(Records with interface code)

* Start *

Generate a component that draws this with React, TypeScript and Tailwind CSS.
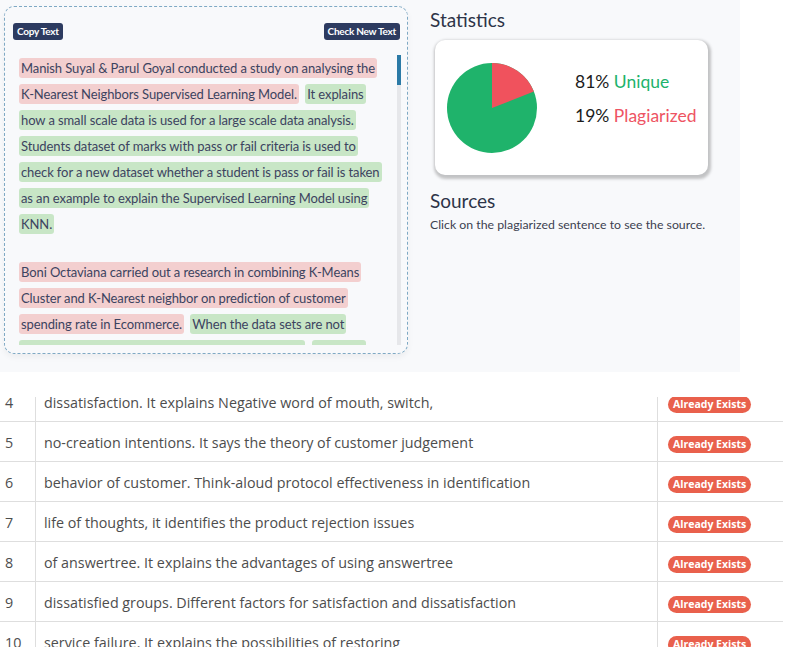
import React from "react";

type Piece = { text: string; kind: "copied" | "unique" };

const paragraphs: Piece[][] = [
  [
    {
      text: "Manish Suyal & Parul Goyal conducted a study on analysing the K-Nearest Neighbors Supervised Learning Model.",
      kind: "copied",
    },
    {
      text: "It explains how a small scale data is used for a large scale data analysis.",
      kind: "unique",
    },
    {
      text: "Students dataset of marks with pass or fail criteria is used to check for a new dataset whether a student is pass or fail is taken as an example to explain the Supervised Learning Model using KNN.",
      kind: "unique",
    },
  ],
  [
    {
      text: "Boni Octaviana carried out a research in combining K-Means Cluster and K-Nearest neighbor on prediction of customer spending rate in Ecommerce.",
      kind: "copied",
    },
    {
      text: "When the data sets are not allocated to valid data, K-Nearest neighbor is used.",
      kind: "unique",
    },
    {
      text: "K-Means Cluster groups the data.",
      kind: "unique",
    },
  ],
];

const rows = [
  { n: 4, text: "dissatisfaction. It explains Negative word of mouth, switch," },
  { n: 5, text: "no-creation intentions. It says the theory of customer judgement" },
  { n: 6, text: "behavior of customer. Think-aloud protocol effectiveness in identification" },
  { n: 7, text: "life of thoughts, it identifies the product rejection issues" },
  { n: 8, text: "of answertree. It explains the advantages of using answertree" },
  { n: 9, text: "dissatisfied groups. Different factors for satisfaction and dissatisfaction" },
  { n: 10, text: "service failure. It explains the possibilities of restoring" },
];

const Pie: React.FC = () => (
  <svg width="90" height="90" viewBox="0 0 90 90">
    <circle cx="45" cy="45" r="45" fill="#1fb36b" />
    <path d="M45 45 L45 0 A45 45 0 0 1 86.84 28.44 Z" fill="#f0525d" />
  </svg>
);

const App: React.FC = () => {
  return (
    <div className="h-[658px] w-[785px] overflow-hidden bg-white">
      {/* checker panel */}
      <div className="flex h-[372px] w-[740px] bg-[#f8f9fb] font-['Lato',sans-serif]">
        <div className="ml-[4px] mt-[6px] flex h-[348px] w-[404px] flex-col rounded-[10px] border border-dashed border-[#7fa9c4] shadow-[0_3px_6px_rgba(0,0,0,0.05)]">
          <div className="flex justify-between pl-[8px] pr-[7px] pt-[16px]">
            <button className="h-[17px] rounded-[3px] bg-[#2d3b60] px-[4px] text-[10px] font-bold leading-[17px] tracking-tight text-white">
              Copy Text
            </button>
            <button className="h-[17px] rounded-[3px] bg-[#2d3b60] px-[4px] text-[10px] font-bold leading-[17px] tracking-tight text-white">
              Check New Text
            </button>
          </div>
          <div className="mt-[15px] flex h-[290px]">
            <div className="h-[290px] w-[385px] overflow-hidden pl-[14px] text-[13px] leading-[26px] tracking-[-0.1px] text-[#3c4360]">
              {paragraphs.map((para, i) => (
                <p key={i} className={i > 0 ? "mt-[22px]" : ""}>
                  {para.map((piece, j) => (
                    <React.Fragment key={j}>
                      <span
                        className={`box-decoration-clone rounded-[3px] px-[2px] py-[2px] ${
                          piece.kind === "copied" ? "bg-[#f3cfcf]" : "bg-[#c8e6c6]"
                        } ${j < para.length - 1 ? "mr-[3px]" : ""}`}
                      >
                        {piece.text}
                      </span>{" "}
                    </React.Fragment>
                  ))}
                </p>
              ))}
            </div>
            <div className="ml-[7px] h-[290px] w-[4px] bg-[#e6e7ea]">
              <div className="h-[30px] w-[4px] bg-[#2b7aa6]" />
            </div>
          </div>
        </div>

        <div className="pl-[22px] pt-[7px]">
          <h2 className="text-[19px] leading-[26px] text-[#2d3448]">Statistics</h2>
          <div className="ml-[5px] mt-[7px] flex h-[135px] w-[273px] items-center rounded-[10px] bg-white pl-[12px] shadow-[1px_2px_3px_2px_rgba(0,0,0,0.22)]">
            <Pie />
            <div className="ml-[38px] -mt-[18px] flex flex-col gap-[10px] text-[17.5px] leading-[24px]">
              <div>
                <span className="text-[#1c1c1c]">81% </span>
                <span className="text-[#20b26b]">Unique</span>
              </div>
              <div>
                <span className="text-[#1c1c1c]">19% </span>
                <span className="text-[#ee5463]">Plagiarized</span>
              </div>
            </div>
          </div>
          <h2 className="mt-[13px] text-[19px] leading-[26px] text-[#2d3448]">Sources</h2>
          <p className="mt-[2px] text-[12.3px] leading-[18px] text-[#3c4150]">
            Click on the plagiarized sentence to see the source.
          </p>
        </div>
      </div>

      {/* sources table, scrolled */}
      <div className="mt-[25px] h-[250px] w-[783px] overflow-hidden font-['Open_Sans',sans-serif]">
        <div className="-mt-[15px]">
          {rows.map((row) => (
            <div
              key={row.n}
              className="grid h-[40px] grid-cols-[35px_622px_1fr] border-b border-[#dedede] text-[14.3px] text-[#4d4d4d]"
            >
              <div className="flex items-center pl-[5px] pt-[2px]">{row.n}</div>
              <div className="flex items-center border-l border-[#dedede] pl-[8px] pt-[2px]">{row.text}</div>
              <div className="flex items-center border-l border-[#dedede] pl-[10px] pt-[6px]">
                <span className="h-[17px] rounded-full bg-[#e9604c] px-[5px] text-[10.5px] font-bold leading-[17px] text-white">
                  Already Exists
                </span>
              </div>
            </div>
          ))}
        </div>
      </div>
    </div>
  );
};

App.displayName = "PlagiarismReport";
export default App;
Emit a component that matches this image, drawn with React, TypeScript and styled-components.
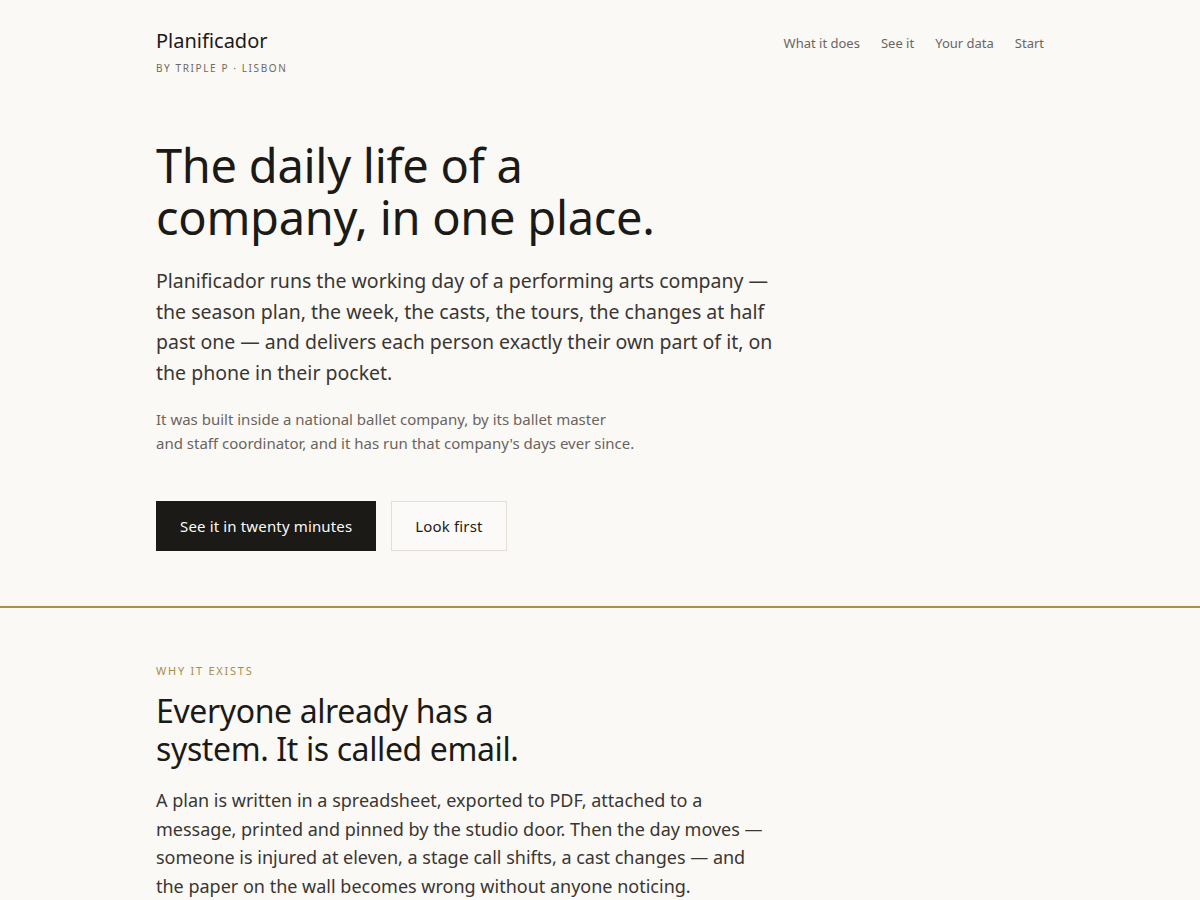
import React from "react";
import styled, { createGlobalStyle } from "styled-components";

const Global = createGlobalStyle`
  html, body { margin: 0; padding: 0; background: #faf9f6; }
  body { font-family: "Noto Sans", "Open Sans", sans-serif; color: #1c1a17; -webkit-font-smoothing: antialiased; }
  * { box-sizing: border-box; }
`;

const Container = styled.div`
  width: 888px;
  margin: 0 auto;
`;

const Header = styled.header`
  display: flex;
  justify-content: space-between;
  align-items: flex-start;
  padding-top: 28px;
`;

const Brand = styled.div`
  display: flex;
  flex-direction: column;
`;

const BrandName = styled.div`
  font-size: 20px;
  line-height: 26px;
  color: #1c1a17;
`;

const BrandSub = styled.div`
  margin-top: 7px;
  font-size: 10px;
  letter-spacing: 0.16em;
  text-transform: uppercase;
  color: #6f6963;
`;

const Nav = styled.nav`
  display: flex;
  gap: 21px;
  padding-top: 6px;
`;

const NavLink = styled.a`
  font-size: 13px;
  line-height: 18px;
  color: #6b655f;
  text-decoration: none;
`;

const Hero = styled.section`
  padding: 64px 0 55px;
`;

const H1 = styled.h1`
  margin: 0;
  max-width: 560px;
  font-size: 47px;
  line-height: 52px;
  font-weight: 400;
  letter-spacing: -0.006em;
  color: #1c1a17;
`;

const Lead = styled.p`
  margin: 23px 0 0;
  max-width: 620px;
  font-size: 19.5px;
  line-height: 30.5px;
  color: #3a3631;
`;

const Note = styled.p`
  margin: 19px 0 0;
  max-width: 500px;
  font-size: 15px;
  line-height: 24px;
  color: #6b645d;
`;

const Actions = styled.div`
  display: flex;
  gap: 15px;
  margin-top: 46px;
`;

const Button = styled.a<{ $primary?: boolean }>`
  display: inline-flex;
  align-items: center;
  height: 50px;
  padding: 0 23px;
  font-size: 15px;
  letter-spacing: 0.01em;
  text-decoration: none;
  color: ${(p) => (p.$primary ? "#faf9f6" : "#1c1a17")};
  background: ${(p) => (p.$primary ? "#1c1a17" : "#fcfaf8")};
  border: 1px solid ${(p) => (p.$primary ? "#1c1a17" : "#e6dcd8")};
`;

const Rule = styled.hr`
  margin: 0;
  border: 0;
  height: 2px;
  background: #ad8f4a;
`;

const Section = styled.section`
  padding-top: 55px;
`;

const Eyebrow = styled.div`
  font-size: 11px;
  letter-spacing: 0.16em;
  text-transform: uppercase;
  color: #a88b48;
`;

const H2 = styled.h2`
  margin: 14px 0 0;
  max-width: 400px;
  font-size: 32px;
  line-height: 38px;
  font-weight: 400;
  letter-spacing: -0.012em;
  color: #1c1a17;
`;

const Body = styled.p`
  margin: 18px 0 0;
  max-width: 620px;
  font-size: 18px;
  line-height: 28.7px;
  color: #3a3631;
`;

export default function App() {
  return (
    <>
      <Global />
      <Container>
        <Header>
          <Brand>
            <BrandName>Planificador</BrandName>
            <BrandSub>By Triple P · Lisbon</BrandSub>
          </Brand>
          <Nav>
            <NavLink href="#">What it does</NavLink>
            <NavLink href="#">See it</NavLink>
            <NavLink href="#">Your data</NavLink>
            <NavLink href="#">Start</NavLink>
          </Nav>
        </Header>
        <Hero>
          <H1>The daily life of a company, in one place.</H1>
          <Lead>
            Planificador runs the working day of a performing arts company — the season plan, the week, the casts,
            the tours, the changes at half past one — and delivers each person exactly their own part of it, on the
            phone in their pocket.
          </Lead>
          <Note>
            It was built inside a national ballet company, by its ballet master
            <br />
            and staff coordinator, and it has run that company's days ever since.
          </Note>
          <Actions>
            <Button $primary href="#">See it in twenty minutes</Button>
            <Button href="#">Look first</Button>
          </Actions>
        </Hero>
      </Container>
      <Rule />
      <Container>
        <Section>
          <Eyebrow>Why it exists</Eyebrow>
          <H2>Everyone already has a system. It is called email.</H2>
          <Body>
            A plan is written in a spreadsheet, exported to PDF, attached to a message, printed and pinned by the
            studio door. Then the day moves — someone is injured at eleven, a stage call shifts, a cast changes — and
            the paper on the wall becomes wrong without anyone noticing.
          </Body>
        </Section>
      </Container>
    </>
  );
}
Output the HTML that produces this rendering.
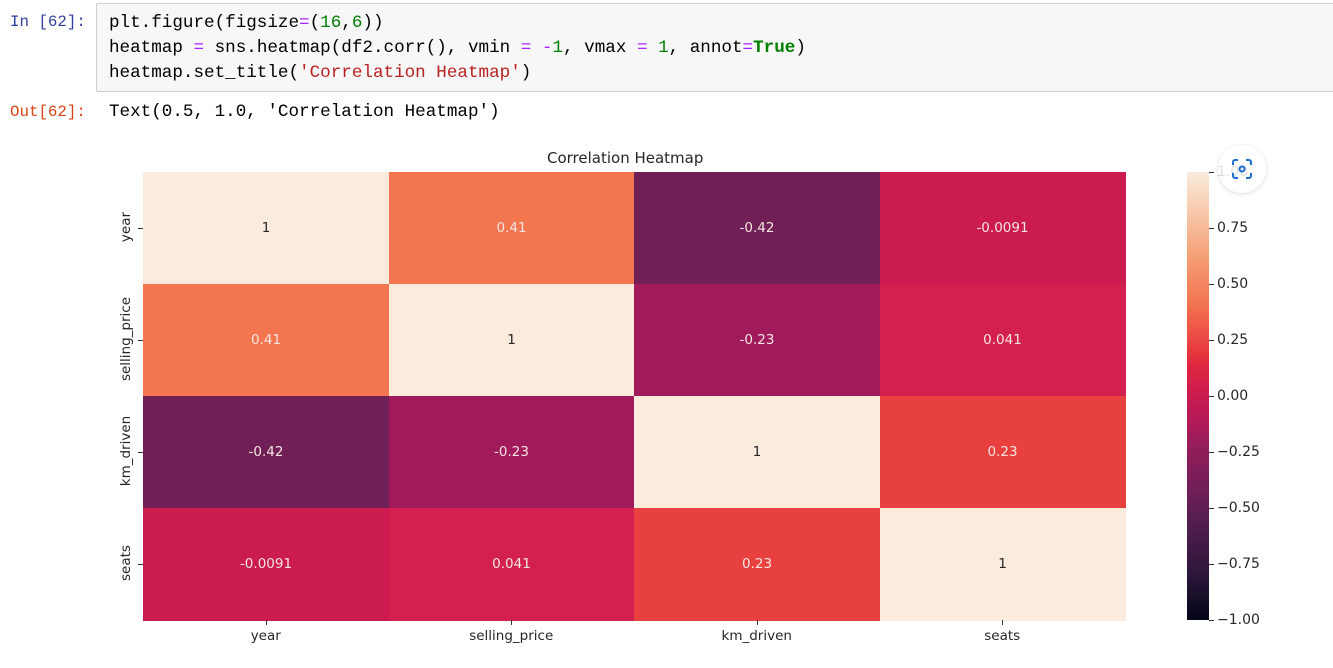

* End *

> [Directions for this task]: Go through the entries above and count the lines containing the word "components"; give only that count.

> [Task output]: 2